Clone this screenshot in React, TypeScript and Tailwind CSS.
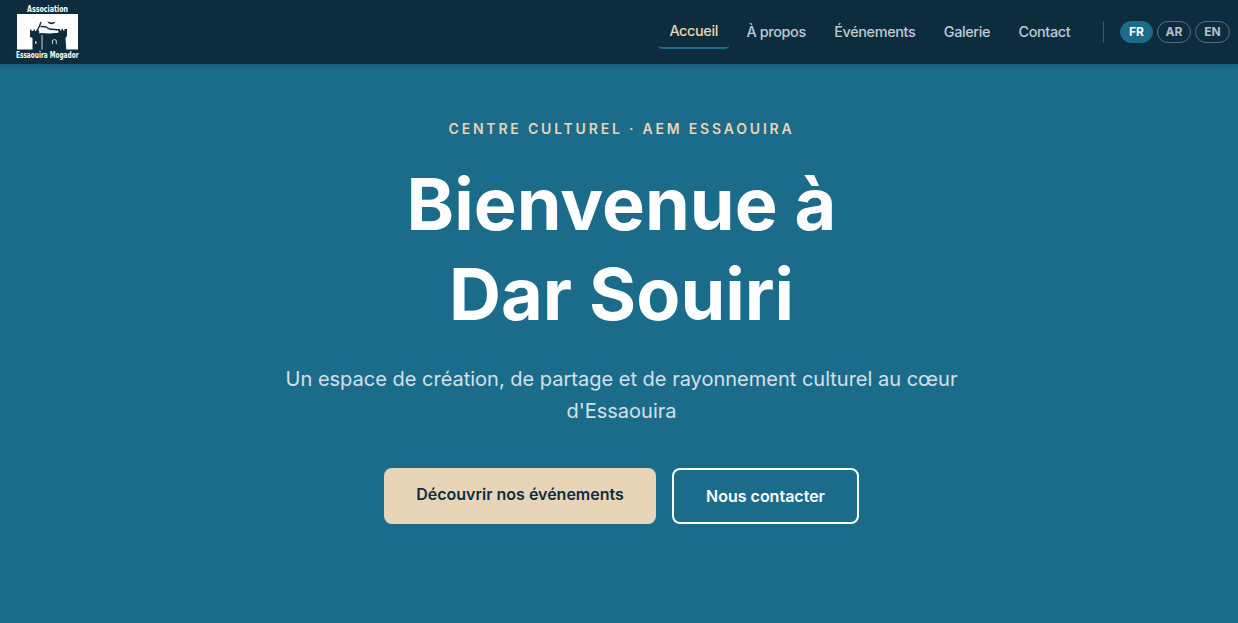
import React from "react";

const links = ["À propos", "Événements", "Galerie", "Contact"];

function Logo() {
  return (
    <svg className="overflow-visible" width="66" height="62" viewBox="0 -1 66 62" role="img" aria-label="Association Essaouira Mogador">
      <rect x="2" y="12" width="61" height="35.500" fill="#fff" />
      <g fill="#0d2d3f">
        <path d="M15 35v-7.500h1.500v1.500h2v-1.500H20V29h1.500v-1.500H23l2 3.500 10 .5 8.500-1V27H45v1.500h1.500V27H48v1.500h1.500V27h2.500v7l-1.500 2 .8 12H17.500V36z" />
      </g>
      <path d="M22 29l2.500-5 1.500-4M25.500 24.500l5 .2 4 2.300 10 1" fill="none" stroke="#0d2d3f" strokeWidth="1.400" />
      <path d="M24 31l8-1.700 11 1.200" fill="none" stroke="#fff" strokeWidth="1.100" />
      <path d="M32.300 19q2 1.500 3.200 1.200l1 .6 1-.6q2 .2 3-1.200q-1 3.200-4 3.200q-3 0-4.200-3.200z" fill="#0d2d3f" />
      <path d="M27 33v14.500M37.500 42v-3.500q2-2 3.800 0V42" fill="none" stroke="#fff" strokeWidth="0.800" />
      <path d="M20 39.500h1.500v2H20z" fill="#fff" />
      <g fill="#fff" fontFamily="DejaVu Sans Condensed, DejaVu Sans, sans-serif" fontWeight="700">
        <text x="12" y="10" fontSize="8" textLength="41" lengthAdjust="spacingAndGlyphs">Association</text>
        <text x="1" y="55.500" fontSize="9.500" textLength="62.500" lengthAdjust="spacingAndGlyphs">Essaouira Mogador</text>
      </g>
    </svg>
  );
}

export default function App() {
  return (
    <div className="flex h-screen flex-col overflow-hidden bg-[#1b6b8a] font-['Inter',sans-serif]">
      <header className="z-10 flex h-16 shrink-0 items-center justify-between bg-[#0d2d3f] pl-[15px] pr-2 shadow-[0_2px_4px_rgba(0,0,0,0.12)]">
        <a href="#" className="block"><Logo /></a>
        <div className="flex items-center">
          <nav className="flex items-center gap-1.5 text-[14.4px] font-medium leading-[23px] tracking-[-0.35px] text-white/75">
            <a href="#" className="rounded-[4px] border-b-2 border-[#1b6b8a] px-[11.2px] pb-[5px] pt-1 text-[#e8d5b7]">Accueil</a>
            {links.map((label) => (
              <a key={label} href="#" className="px-[11.2px] pb-[6px] pt-[5px]">{label}</a>
            ))}
          </nav>
          <div className="ml-[21.5px] flex h-[22px] items-center gap-1 border-l border-white/20 pl-4 text-[12px] font-bold leading-[20px]">
            <button className="h-[22px] w-[33px] rounded-full border border-[#1b6b8a] bg-[#1b6b8a] text-white">FR</button>
            <button className="h-[22px] w-[34px] rounded-full border border-white/30 text-white/70">AR</button>
            <button className="h-[22px] w-[35px] rounded-full border border-white/30 text-white/70">EN</button>
          </div>
        </div>
      </header>
      <main className="flex flex-1 flex-col items-center pl-[5px] pt-[54px] text-center">
        <p className="text-[14px] font-semibold leading-[22px] tracking-[2.8px] text-[#e8d5b7]">CENTRE CULTUREL · AEM ESSAOUIRA</p>
        <h1 className="mt-[19px] text-[72px] font-bold leading-[90px] text-white">Bienvenue à<br />Dar Souiri</h1>
        <p className="mt-[24px] w-[700px] text-[20px] leading-8 text-white/80">Un espace de création, de partage et de rayonnement culturel au cœur d'Essaouira</p>
        <div className="mt-[41px] flex gap-4 text-[16px] font-semibold leading-5">
          <a href="#" className="flex h-14 w-[272px] items-center justify-center rounded-lg bg-[#e8d5b7] pb-1 text-[#0d2d3f]">Découvrir nos événements</a>
          <a href="#" className="flex h-14 w-[187px] items-center justify-center rounded-lg border-2 border-white text-white">Nous contacter</a>
        </div>
      </main>
    </div>
  );
}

----------

■ Exercise details: Send back the data above word for word, with the pictures left out.

■ Response to this task:
Clone this screenshot in React, TypeScript and Tailwind CSS.
import React from "react";

const links = ["À propos", "Événements", "Galerie", "Contact"];

function Logo() {
  return (
    <svg className="overflow-visible" width="66" height="62" viewBox="0 -1 66 62" role="img" aria-label="Association Essaouira Mogador">
      <rect x="2" y="12" width="61" height="35.500" fill="#fff" />
      <g fill="#0d2d3f">
        <path d="M15 35v-7.500h1.500v1.500h2v-1.500H20V29h1.500v-1.500H23l2 3.500 10 .5 8.500-1V27H45v1.500h1.500V27H48v1.500h1.500V27h2.500v7l-1.500 2 .8 12H17.500V36z" />
      </g>
      <path d="M22 29l2.500-5 1.500-4M25.500 24.500l5 .2 4 2.300 10 1" fill="none" stroke="#0d2d3f" strokeWidth="1.400" />
      <path d="M24 31l8-1.700 11 1.200" fill="none" stroke="#fff" strokeWidth="1.100" />
      <path d="M32.300 19q2 1.500 3.200 1.200l1 .6 1-.6q2 .2 3-1.200q-1 3.200-4 3.200q-3 0-4.200-3.200z" fill="#0d2d3f" />
      <path d="M27 33v14.500M37.500 42v-3.500q2-2 3.800 0V42" fill="none" stroke="#fff" strokeWidth="0.800" />
      <path d="M20 39.500h1.500v2H20z" fill="#fff" />
      <g fill="#fff" fontFamily="DejaVu Sans Condensed, DejaVu Sans, sans-serif" fontWeight="700">
        <text x="12" y="10" fontSize="8" textLength="41" lengthAdjust="spacingAndGlyphs">Association</text>
        <text x="1" y="55.500" fontSize="9.500" textLength="62.500" lengthAdjust="spacingAndGlyphs">Essaouira Mogador</text>
      </g>
    </svg>
  );
}

export default function App() {
  return (
    <div className="flex h-screen flex-col overflow-hidden bg-[#1b6b8a] font-['Inter',sans-serif]">
      <header className="z-10 flex h-16 shrink-0 items-center justify-between bg-[#0d2d3f] pl-[15px] pr-2 shadow-[0_2px_4px_rgba(0,0,0,0.12)]">
        <a href="#" className="block"><Logo /></a>
        <div className="flex items-center">
          <nav className="flex items-center gap-1.5 text-[14.4px] font-medium leading-[23px] tracking-[-0.35px] text-white/75">
            <a href="#" className="rounded-[4px] border-b-2 border-[#1b6b8a] px-[11.2px] pb-[5px] pt-1 text-[#e8d5b7]">Accueil</a>
            {links.map((label) => (
              <a key={label} href="#" className="px-[11.2px] pb-[6px] pt-[5px]">{label}</a>
            ))}
          </nav>
          <div className="ml-[21.5px] flex h-[22px] items-center gap-1 border-l border-white/20 pl-4 text-[12px] font-bold leading-[20px]">
            <button className="h-[22px] w-[33px] rounded-full border border-[#1b6b8a] bg-[#1b6b8a] text-white">FR</button>
            <button className="h-[22px] w-[34px] rounded-full border border-white/30 text-white/70">AR</button>
            <button className="h-[22px] w-[35px] rounded-full border border-white/30 text-white/70">EN</button>
          </div>
        </div>
      </header>
      <main className="flex flex-1 flex-col items-center pl-[5px] pt-[54px] text-center">
        <p className="text-[14px] font-semibold leading-[22px] tracking-[2.8px] text-[#e8d5b7]">CENTRE CULTUREL · AEM ESSAOUIRA</p>
        <h1 className="mt-[19px] text-[72px] font-bold leading-[90px] text-white">Bienvenue à<br />Dar Souiri</h1>
        <p className="mt-[24px] w-[700px] text-[20px] leading-8 text-white/80">Un espace de création, de partage et de rayonnement culturel au cœur d'Essaouira</p>
        <div className="mt-[41px] flex gap-4 text-[16px] font-semibold leading-5">
          <a href="#" className="flex h-14 w-[272px] items-center justify-center rounded-lg bg-[#e8d5b7] pb-1 text-[#0d2d3f]">Découvrir nos événements</a>
          <a href="#" className="flex h-14 w-[187px] items-center justify-center rounded-lg border-2 border-white text-white">Nous contacter</a>
        </div>
      </main>
    </div>
  );
}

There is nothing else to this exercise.